▸ **EXERCISE**
Reproduce all of the data below without alteration; exclude every picture.

▸ **DATA**
BEGIN

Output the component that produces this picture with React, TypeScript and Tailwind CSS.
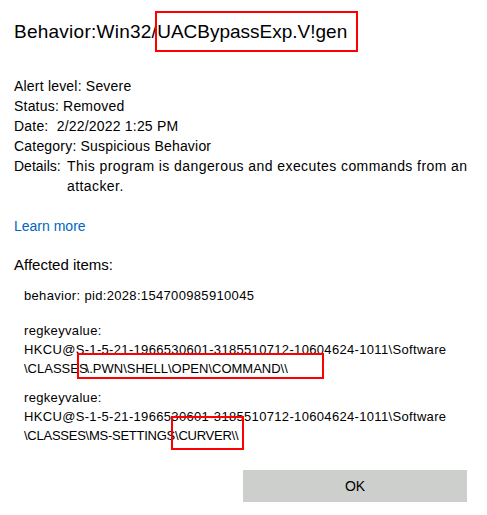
import React from "react";

const font = { fontFamily: '"Liberation Sans", Arial, sans-serif' };

const Box = ({ children, className }: { children: React.ReactNode; className: string }) => (
  <span className={"border-2 border-[#ff0000] " + className}>{children}</span>
);

export default function App() {
  return (
    <div
      className="w-[487px] h-[515px] bg-white text-[#000] overflow-hidden pl-[14px] pr-[16px] pt-[20px] flex flex-col"
      style={font}
    >
      <h1 className="text-[19px] leading-[24px] whitespace-nowrap">
        <span className="tracking-[0.25px]">Behavior:Win32/</span>
        <Box className="-ml-[2px] pl-0 pr-[9px] py-[8px]">UACBypassExp.V!gen</Box>
      </h1>

      <div className="mt-[32px] text-[14px] leading-[20px] tracking-[0.2px]">
        <div>Alert level: Severe</div>
        <div>Status: Removed</div>
        <div>Date:&nbsp; 2/22/2022 1:25 PM</div>
        <div>Category: Suspicious Behavior</div>
        <div className="flex">
          <span className="shrink-0 w-[53px] tracking-normal">Details:</span>
          <span className="tracking-[0.42px]">
            This program is dangerous and executes commands from an attacker.
          </span>
        </div>
      </div>

      <a className="mt-[20px] text-[14px] leading-[20px] text-[#0067c0]">Learn more</a>

      <div className="mt-[19px] text-[15px] leading-[20px]">Affected items:</div>

      <div className="pl-[10px] text-[13px] leading-[19px] tracking-[0.33px]">
        <div className="mt-[11px]">behavior: pid:2028:154700985910045</div>

        <div className="mt-[16px]">
          <div>regkeyvalue:</div>
          <div className="whitespace-nowrap">HKCU@S-1-5-21-1966530601-3185510712-10604624-1011\Software</div>
          <div className="whitespace-nowrap tracking-normal">
            \CLASSES
            <Box className="-ml-[11px] pl-[7px] pr-[34px] pt-[6px] pb-[1px]">
              {"\\.PWN\\SHELL\\OPEN\\COMMAND\\\\"}
            </Box>
          </div>
        </div>

        <div className="mt-[10px]">
          <div>regkeyvalue:</div>
          <div className="whitespace-nowrap">HKCU@S-1-5-21-1966530601-3185510712-10604624-1011\Software</div>
          <div className="whitespace-nowrap tracking-[-0.25px]">
            \CLASSES\MS-SETTINGS
            <Box className="-ml-[4px] pl-[2px] pr-[4px] pt-[10px] pb-[5px]">{"\\CURVER\\\\"}</Box>
          </div>
        </div>
      </div>

      <div className="mt-auto mb-[13px] flex justify-end pr-[4px]">
        <button className="w-[224px] h-[32px] bg-[#cccfcb] text-[14px] text-[#000]">OK</button>
      </div>
    </div>
  );
}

END

▸ **SOLUTION**
Output the component that produces this picture with React, TypeScript and Tailwind CSS.
import React from "react";

const font = { fontFamily: '"Liberation Sans", Arial, sans-serif' };

const Box = ({ children, className }: { children: React.ReactNode; className: string }) => (
  <span className={"border-2 border-[#ff0000] " + className}>{children}</span>
);

export default function App() {
  return (
    <div
      className="w-[487px] h-[515px] bg-white text-[#000] overflow-hidden pl-[14px] pr-[16px] pt-[20px] flex flex-col"
      style={font}
    >
      <h1 className="text-[19px] leading-[24px] whitespace-nowrap">
        <span className="tracking-[0.25px]">Behavior:Win32/</span>
        <Box className="-ml-[2px] pl-0 pr-[9px] py-[8px]">UACBypassExp.V!gen</Box>
      </h1>

      <div className="mt-[32px] text-[14px] leading-[20px] tracking-[0.2px]">
        <div>Alert level: Severe</div>
        <div>Status: Removed</div>
        <div>Date:&nbsp; 2/22/2022 1:25 PM</div>
        <div>Category: Suspicious Behavior</div>
        <div className="flex">
          <span className="shrink-0 w-[53px] tracking-normal">Details:</span>
          <span className="tracking-[0.42px]">
            This program is dangerous and executes commands from an attacker.
          </span>
        </div>
      </div>

      <a className="mt-[20px] text-[14px] leading-[20px] text-[#0067c0]">Learn more</a>

      <div className="mt-[19px] text-[15px] leading-[20px]">Affected items:</div>

      <div className="pl-[10px] text-[13px] leading-[19px] tracking-[0.33px]">
        <div className="mt-[11px]">behavior: pid:2028:154700985910045</div>

        <div className="mt-[16px]">
          <div>regkeyvalue:</div>
          <div className="whitespace-nowrap">HKCU@S-1-5-21-1966530601-3185510712-10604624-1011\Software</div>
          <div className="whitespace-nowrap tracking-normal">
            \CLASSES
            <Box className="-ml-[11px] pl-[7px] pr-[34px] pt-[6px] pb-[1px]">
              {"\\.PWN\\SHELL\\OPEN\\COMMAND\\\\"}
            </Box>
          </div>
        </div>

        <div className="mt-[10px]">
          <div>regkeyvalue:</div>
          <div className="whitespace-nowrap">HKCU@S-1-5-21-1966530601-3185510712-10604624-1011\Software</div>
          <div className="whitespace-nowrap tracking-[-0.25px]">
            \CLASSES\MS-SETTINGS
            <Box className="-ml-[4px] pl-[2px] pr-[4px] pt-[10px] pb-[5px]">{"\\CURVER\\\\"}</Box>
          </div>
        </div>
      </div>

      <div className="mt-auto mb-[13px] flex justify-end pr-[4px]">
        <button className="w-[224px] h-[32px] bg-[#cccfcb] text-[14px] text-[#000]">OK</button>
      </div>
    </div>
  );
}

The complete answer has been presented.